Alternatives to JSON include:

  • XML: More verbose than JSON, but supports more complex data structures and schemas.
  • YAML: More human-readable than JSON, but can be more complex to parse.
  • CSV: Simple format for tabular data, but lacks support for nested data structures.
  • Protocol Buffers: Binary format developed by Google, highly efficient for data serialization, but less human-readable.
The best choice depends on the specific requirements of your application.

Pros

  • Lightweight: JSON is a compact data format, minimizing bandwidth usage.
  • Human-readable: JSON is easy to read and understand, making it easier to debug and maintain.
  • Widely Supported: JSON is supported by virtually all programming languages and platforms.
  • Simple: The JSON syntax is simple and easy to learn.

Cons

  • Limited Data Types: JSON supports a limited set of data types (strings, numbers, booleans, null, arrays, and objects).
  • No Comments: JSON does not support comments, which can make it harder to document complex data structures. (Although some tools allow comments, they are technically invalid according to the JSON specification).
  • Less Schema Support: JSON lacks robust schema validation compared to XML.

FAQ

  • What is the difference between json.load() and json.loads()?

    json.load() is used to read JSON data from a file-like object, while json.loads() is used to read JSON data from a string.
  • How do I handle dates and times when working with JSON?

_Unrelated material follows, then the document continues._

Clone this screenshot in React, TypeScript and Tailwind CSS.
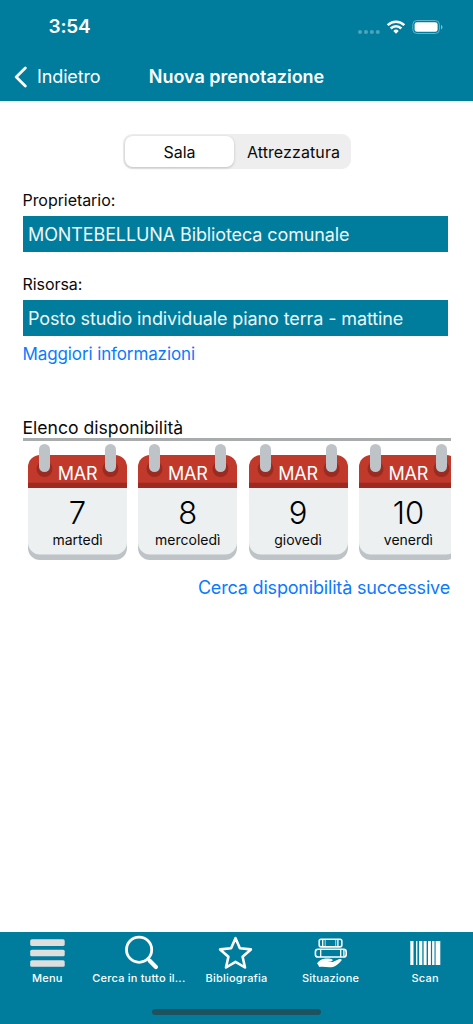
import React from "react";

const days = [
  { month: "MAR", day: "7", name: "martedì" },
  { month: "MAR", day: "8", name: "mercoledì" },
  { month: "MAR", day: "9", name: "giovedì" },
  { month: "MAR", day: "10", name: "venerdì" },
];

const StatusIcons = () => (
  <svg className="h-[18px] w-[86px]" viewBox="357 18 86 18" fill="none">
    <g fill="#4da4bb">
      <circle cx="360" cy="32" r="2" />
      <circle cx="366" cy="32" r="2" />
      <circle cx="371.9" cy="32" r="2" />
      <circle cx="377.8" cy="32" r="2" />
    </g>
    {/* wifi */}
    <g stroke="#fff" strokeWidth="2.6">
      <path d="M387.7 25.1a11.8 11.8 0 0 1 16.6 0" />
      <path d="M390.7 28.5a7.5 7.5 0 0 1 10.6 0" />
    </g>
    <path d="M396 33.7l-2.7-2.8a3.9 3.9 0 0 1 5.4 0z" fill="#fff" />
    {/* battery */}
    <rect x="412.8" y="20.5" width="26.6" height="13" rx="4" stroke="#66b1c4" />
    <rect x="414.6" y="22.2" width="23" height="9.6" rx="2.4" fill="#fff" />
    <path d="M441 25v4.4c.9-.4 1.5-1.2 1.5-2.2s-.6-1.8-1.5-2.2z" fill="#80bece" />
  </svg>
);

const MenuIcon = () => (
  <svg className="h-[40px] w-[48px]" viewBox="23.3 932 48 40" fill="#dedede">
    <rect x="30.5" y="939.3" width="34.5" height="6.6" rx="1.6" />
    <rect x="30.5" y="949.7" width="34.5" height="6.6" rx="1.6" />
    <rect x="30.5" y="960.2" width="34.5" height="6.6" rx="1.6" />
  </svg>
);

const SearchIcon = () => (
  <svg className="h-[40px] w-[48px]" viewBox="117.9 932 48 40" fill="none" stroke="#fff">
    <circle cx="139" cy="949.7" r="12.6" strokeWidth="2.8" />
    <path d="M147.5 958.5l3 2.8" strokeWidth="2.6" />
    <path d="M149.600 960.700l6.200 6.200" strokeWidth="4.2" strokeLinecap="round" />
  </svg>
);

const StarIcon = () => (
  <svg className="h-[40px] w-[48px]" viewBox="212.5 932 48 40" fill="none" stroke="#fff" strokeWidth="2.6" strokeLinejoin="round">
    <path d="M236 938.2l4.4 10.1 11 1.1-8.3 7.3 2.4 10.8-9.5-5.7-9.5 5.7 2.4-10.8-8.3-7.3 11-1.1z" />
  </svg>
);

const BooksIcon = () => (
  <svg className="h-[40px] w-[48px]" viewBox="307.1 932 48 40" fill="none" stroke="#fff" strokeWidth="1.600">
    <rect x="319.300" y="939.300" width="22.600" height="7.600" rx="1.800" />
    <path d="M322.800 939v8M338 939v8" strokeWidth="1.300" />
    <path d="M325.300 940v6.500M335.800 940v6.500" strokeWidth="0.700" />
    <rect x="315.500" y="949.300" width="30.800" height="7.700" rx="2.600" />
    <path d="M320.800 949v8M340.800 949v8M344 949.500v7" strokeWidth="1.300" />
    <path
      d="M317.200 963.200c2-2.400 4-4.200 7-4.500 4-.3 7.200 0 8.300.9.800.900-.2 1.800-1.800 1.900l-3.200.3 5.300.3 6.600-3c1.900-.700 3 .5 2 1.700-2.400 2.700-5 5.500-8.300 6.100-4.500.700-8.500-.400-13.600.100z"
      fill="#fff"
      stroke="none"
    />
  </svg>
);

const BarcodeIcon = () => (
  <svg className="h-[40px] w-[48px]" viewBox="401.7 932 48 40" fill="#fff">
    <rect x="410" y="941" width="3.200" height="24" />
    <rect x="415.800" y="941" width="1.300" height="24" />
    <rect x="418.800" y="941" width="3.200" height="24" />
    <rect x="423.300" y="941" width="3" height="24" />
    <rect x="427.700" y="941" width="2.900" height="24" />
    <rect x="431.800" y="941" width="2.400" height="24" />
    <rect x="435.300" y="941" width="4.700" height="24" />
  </svg>
);

const tabs = [
  { label: "Menu", Icon: MenuIcon, labelClass: "" },
  { label: "Cerca in tutto il...", Icon: SearchIcon, labelClass: "mr-[6px]" },
  { label: "Bibliografia", Icon: StarIcon, labelClass: "" },
  { label: "Situazione", Icon: BooksIcon, labelClass: "mr-[1px]" },
  { label: "Scan", Icon: BarcodeIcon, labelClass: "mr-[1px]" },
];

const CalendarShape = () => (
  <svg className="absolute inset-0 h-full w-full" viewBox="0 0 99 116">
    <path d="M0 90h99v14a12 12 0 0 1-12 12H12a12 12 0 0 1-12-12z" fill="#bdc3c7" />
    <path d="M0 40h99v58.500a12 12 0 0 1-12 12H12a12 12 0 0 1-12-12z" fill="#ecf0f1" />
    <path d="M12 11h75a12 12 0 0 1 12 12v21H0V23a12 12 0 0 1 12-12z" fill="#c0392b" />
    <path d="M0 38.800h99v5.200H0z" fill="#9b2b20" />
    <circle cx="16.500" cy="25" r="8" fill="#9b2b20" />
    <circle cx="82.500" cy="25" r="8" fill="#9b2b20" />
    <rect x="11" y="0" width="11" height="28" rx="5.500" fill="#bdc3c7" />
    <rect x="77" y="0" width="11" height="28" rx="5.500" fill="#bdc3c7" />
  </svg>
);

const Field = ({ label, children }: { label: string; children: React.ReactNode }) => (
  <div>
    <div className="h-8 text-[16px] leading-8 tracking-[-0.060px]">{label}</div>
    <div className="h-9 w-[425px] bg-[#007d9d] px-[5.500px] text-[18px] leading-[37px] tracking-[-0.110px] text-[#edf6f8]">
      {children}
    </div>
  </div>
);

export default function App() {
  return (
    <div className="flex h-[1024px] w-[473px] flex-col overflow-hidden bg-white font-['Inter','Liberation_Sans',sans-serif] whitespace-nowrap text-[#0a0a0a]">
      <header className="h-[101px] shrink-0 bg-[#007d9d] text-white">
        <div className="flex h-[54px] items-center justify-between pr-[30px] pl-[48.500px]">
          <span className="pt-px text-[19px] font-semibold tracking-[-0.200px]">3:54</span>
          <StatusIcons />
        </div>
        <div className="grid h-[45px] grid-cols-[1fr_auto_1fr] items-center">
          <div className="flex items-center gap-[10px] pl-[14px]">
            <svg className="h-[22px] w-[13px]" viewBox="0 0 13 22" fill="none" stroke="#fff" strokeWidth="2.800" strokeLinecap="round" strokeLinejoin="round">
              <path d="M11.300 2L2.200 11l9.100 9" />
            </svg>
            <span className="text-[18px] tracking-[-0.120px]">Indietro</span>
          </div>
          <h1 className="text-[18px] font-semibold">Nuova prenotazione</h1>
          <div />
        </div>
      </header>

      <main className="flex grow flex-col pl-[22.500px]">
        <div className="mt-[33px] ml-[100.500px] flex h-[35px] w-[228px] rounded-[9px] bg-[#eeeeee] p-[2px] text-[16px]">
          <button className="w-[109px] rounded-[8px] bg-white shadow-[0_1px_3px_rgba(0,0,0,0.2)]">Sala</button>
          <button className="grow pl-[4px] tracking-[0.100px]">Attrezzatura</button>
        </div>

        <div className="mt-[15px] flex flex-col gap-4">
          <Field label="Proprietario:">MONTEBELLUNA Biblioteca comunale</Field>
          <Field label="Risorsa:">Posto studio individuale piano terra - mattine</Field>
        </div>
        <a className="h-9 text-[17px] leading-[37px] tracking-[-0.110px] text-[#0a7aff]">Maggiori informazioni</a>

        <section className="mt-[43px] w-[428.500px]">
          <h2 className="h-[26px] border-b-[3px] border-[#a9acac] text-[17.600px] leading-[25px]">Elenco disponibilità</h2>
          <div className="mt-[3px] flex gap-[11.300px] overflow-hidden pl-[5.500px]">
            {days.map((d) => (
              <div key={d.day} className="relative flex h-[116px] w-[99px] shrink-0 flex-col items-center">
                <CalendarShape />
                <span className="relative mt-[19px] text-[18px] leading-[22px] tracking-[-0.200px] text-white">{d.month}</span>
                <span className="relative mt-[8px] text-[31px] leading-[40px] font-light text-black">{d.day}</span>
                <span className="relative -mt-px text-[14px] leading-[16px]">{d.name}</span>
              </div>
            ))}
          </div>
          <a className="mt-[10px] block pr-[1px] text-right text-[18px] leading-[35px] tracking-[-0.180px] text-[#0a7aff]">
            Cerca disponibilità successive
          </a>
        </section>
      </main>

      <footer className="h-[92px] shrink-0 bg-[#007d9d]">
        <nav className="grid grid-cols-5">
          {tabs.map(({ label, Icon, labelClass }) => (
            <div key={label} className="flex flex-col items-center text-white">
              <Icon />
              <span className={`text-[11px] leading-[12px] font-medium tracking-[0.200px] ${labelClass}`}>{label}</span>
            </div>
          ))}
        </nav>
        <div className="mx-auto mt-[25px] h-[5.500px] w-[169px] rounded-full bg-[#1f5260]" />
      </footer>
    </div>
  );
}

    JSON does not have a built-in data type for dates and times. You can represent dates and times as strings in a standard format (e.g., ISO 8601) and then parse them using Python's datetime module.
  • How can I handle circular references when serializing Python objects to JSON?

    The json module does not support serializing objects with circular references by default. You can use a custom encoder or a library like jsonpickle to handle circular references.